In your copy, leave out the pictures; write out all the data exactly.

## start Data extract

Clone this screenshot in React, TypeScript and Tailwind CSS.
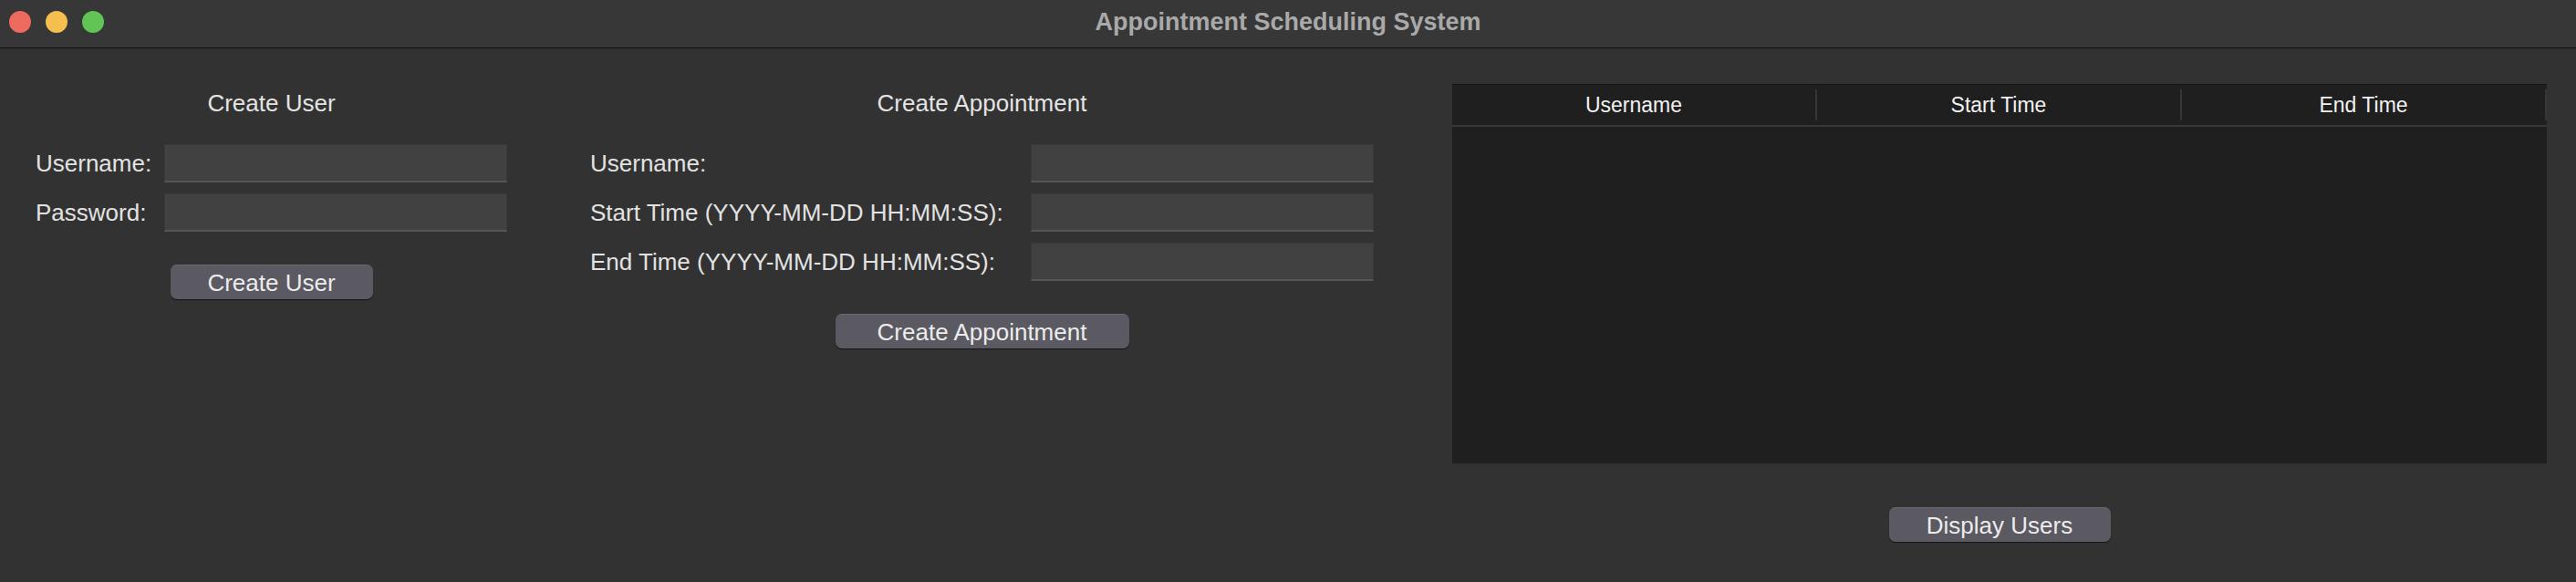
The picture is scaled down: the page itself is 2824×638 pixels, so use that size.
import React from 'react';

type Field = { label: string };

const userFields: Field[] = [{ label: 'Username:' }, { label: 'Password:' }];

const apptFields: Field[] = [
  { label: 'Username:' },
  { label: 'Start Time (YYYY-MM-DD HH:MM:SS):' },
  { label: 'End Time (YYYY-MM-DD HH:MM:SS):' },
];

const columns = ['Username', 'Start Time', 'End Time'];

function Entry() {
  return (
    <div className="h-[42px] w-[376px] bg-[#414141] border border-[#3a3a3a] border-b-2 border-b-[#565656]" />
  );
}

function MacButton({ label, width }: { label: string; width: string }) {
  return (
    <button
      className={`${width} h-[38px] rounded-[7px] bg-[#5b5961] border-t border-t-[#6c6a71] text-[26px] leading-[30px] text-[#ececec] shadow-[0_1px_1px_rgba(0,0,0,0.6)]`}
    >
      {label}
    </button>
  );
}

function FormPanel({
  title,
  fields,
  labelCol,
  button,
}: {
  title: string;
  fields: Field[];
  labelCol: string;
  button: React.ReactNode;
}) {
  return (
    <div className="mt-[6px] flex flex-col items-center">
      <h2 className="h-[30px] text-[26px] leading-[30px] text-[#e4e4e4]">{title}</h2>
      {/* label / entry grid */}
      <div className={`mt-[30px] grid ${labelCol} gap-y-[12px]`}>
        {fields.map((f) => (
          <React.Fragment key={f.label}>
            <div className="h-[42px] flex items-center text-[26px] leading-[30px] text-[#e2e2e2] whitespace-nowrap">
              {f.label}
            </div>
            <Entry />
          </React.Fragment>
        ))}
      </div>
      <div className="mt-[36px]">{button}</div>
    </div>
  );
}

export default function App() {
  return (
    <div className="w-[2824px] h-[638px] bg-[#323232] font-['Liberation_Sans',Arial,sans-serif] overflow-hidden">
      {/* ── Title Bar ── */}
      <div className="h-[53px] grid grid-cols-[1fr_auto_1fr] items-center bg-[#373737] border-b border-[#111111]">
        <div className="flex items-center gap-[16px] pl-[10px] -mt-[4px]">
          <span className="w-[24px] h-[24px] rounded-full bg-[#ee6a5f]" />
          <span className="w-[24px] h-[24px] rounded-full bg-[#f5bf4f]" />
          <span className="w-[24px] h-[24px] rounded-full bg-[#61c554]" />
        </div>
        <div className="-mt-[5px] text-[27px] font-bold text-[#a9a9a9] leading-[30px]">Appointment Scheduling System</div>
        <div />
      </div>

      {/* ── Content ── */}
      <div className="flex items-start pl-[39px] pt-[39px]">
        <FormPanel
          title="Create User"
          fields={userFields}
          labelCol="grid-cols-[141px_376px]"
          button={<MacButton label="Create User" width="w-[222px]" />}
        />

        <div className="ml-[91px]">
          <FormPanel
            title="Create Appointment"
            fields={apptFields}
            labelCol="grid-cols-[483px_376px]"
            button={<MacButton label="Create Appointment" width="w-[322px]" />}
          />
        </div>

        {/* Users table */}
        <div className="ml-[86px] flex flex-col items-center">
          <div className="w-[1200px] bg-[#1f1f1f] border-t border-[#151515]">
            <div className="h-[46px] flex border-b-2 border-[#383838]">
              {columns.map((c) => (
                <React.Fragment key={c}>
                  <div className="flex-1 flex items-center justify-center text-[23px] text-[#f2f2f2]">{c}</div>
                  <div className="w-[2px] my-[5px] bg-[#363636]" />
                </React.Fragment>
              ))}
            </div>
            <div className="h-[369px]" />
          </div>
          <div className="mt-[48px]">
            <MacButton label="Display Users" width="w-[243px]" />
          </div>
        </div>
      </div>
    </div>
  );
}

## end Data extract

▸ **Exercise answer**:
Clone this screenshot in React, TypeScript and Tailwind CSS.
The picture is scaled down: the page itself is 2824×638 pixels, so use that size.
import React from 'react';

type Field = { label: string };

const userFields: Field[] = [{ label: 'Username:' }, { label: 'Password:' }];

const apptFields: Field[] = [
  { label: 'Username:' },
  { label: 'Start Time (YYYY-MM-DD HH:MM:SS):' },
  { label: 'End Time (YYYY-MM-DD HH:MM:SS):' },
];

const columns = ['Username', 'Start Time', 'End Time'];

function Entry() {
  return (
    <div className="h-[42px] w-[376px] bg-[#414141] border border-[#3a3a3a] border-b-2 border-b-[#565656]" />
  );
}

function MacButton({ label, width }: { label: string; width: string }) {
  return (
    <button
      className={`${width} h-[38px] rounded-[7px] bg-[#5b5961] border-t border-t-[#6c6a71] text-[26px] leading-[30px] text-[#ececec] shadow-[0_1px_1px_rgba(0,0,0,0.6)]`}
    >
      {label}
    </button>
  );
}

function FormPanel({
  title,
  fields,
  labelCol,
  button,
}: {
  title: string;
  fields: Field[];
  labelCol: string;
  button: React.ReactNode;
}) {
  return (
    <div className="mt-[6px] flex flex-col items-center">
      <h2 className="h-[30px] text-[26px] leading-[30px] text-[#e4e4e4]">{title}</h2>
      {/* label / entry grid */}
      <div className={`mt-[30px] grid ${labelCol} gap-y-[12px]`}>
        {fields.map((f) => (
          <React.Fragment key={f.label}>
            <div className="h-[42px] flex items-center text-[26px] leading-[30px] text-[#e2e2e2] whitespace-nowrap">
              {f.label}
            </div>
            <Entry />
          </React.Fragment>
        ))}
      </div>
      <div className="mt-[36px]">{button}</div>
    </div>
  );
}

export default function App() {
  return (
    <div className="w-[2824px] h-[638px] bg-[#323232] font-['Liberation_Sans',Arial,sans-serif] overflow-hidden">
      {/* ── Title Bar ── */}
      <div className="h-[53px] grid grid-cols-[1fr_auto_1fr] items-center bg-[#373737] border-b border-[#111111]">
        <div className="flex items-center gap-[16px] pl-[10px] -mt-[4px]">
          <span className="w-[24px] h-[24px] rounded-full bg-[#ee6a5f]" />
          <span className="w-[24px] h-[24px] rounded-full bg-[#f5bf4f]" />
          <span className="w-[24px] h-[24px] rounded-full bg-[#61c554]" />
        </div>
        <div className="-mt-[5px] text-[27px] font-bold text-[#a9a9a9] leading-[30px]">Appointment Scheduling System</div>
        <div />
      </div>

      {/* ── Content ── */}
      <div className="flex items-start pl-[39px] pt-[39px]">
        <FormPanel
          title="Create User"
          fields={userFields}
          labelCol="grid-cols-[141px_376px]"
          button={<MacButton label="Create User" width="w-[222px]" />}
        />

        <div className="ml-[91px]">
          <FormPanel
            title="Create Appointment"
            fields={apptFields}
            labelCol="grid-cols-[483px_376px]"
            button={<MacButton label="Create Appointment" width="w-[322px]" />}
          />
        </div>

        {/* Users table */}
        <div className="ml-[86px] flex flex-col items-center">
          <div className="w-[1200px] bg-[#1f1f1f] border-t border-[#151515]">
            <div className="h-[46px] flex border-b-2 border-[#383838]">
              {columns.map((c) => (
                <React.Fragment key={c}>
                  <div className="flex-1 flex items-center justify-center text-[23px] text-[#f2f2f2]">{c}</div>
                  <div className="w-[2px] my-[5px] bg-[#363636]" />
                </React.Fragment>
              ))}
            </div>
            <div className="h-[369px]" />
          </div>
          <div className="mt-[48px]">
            <MacButton label="Display Users" width="w-[243px]" />
          </div>
        </div>
      </div>
    </div>
  );
}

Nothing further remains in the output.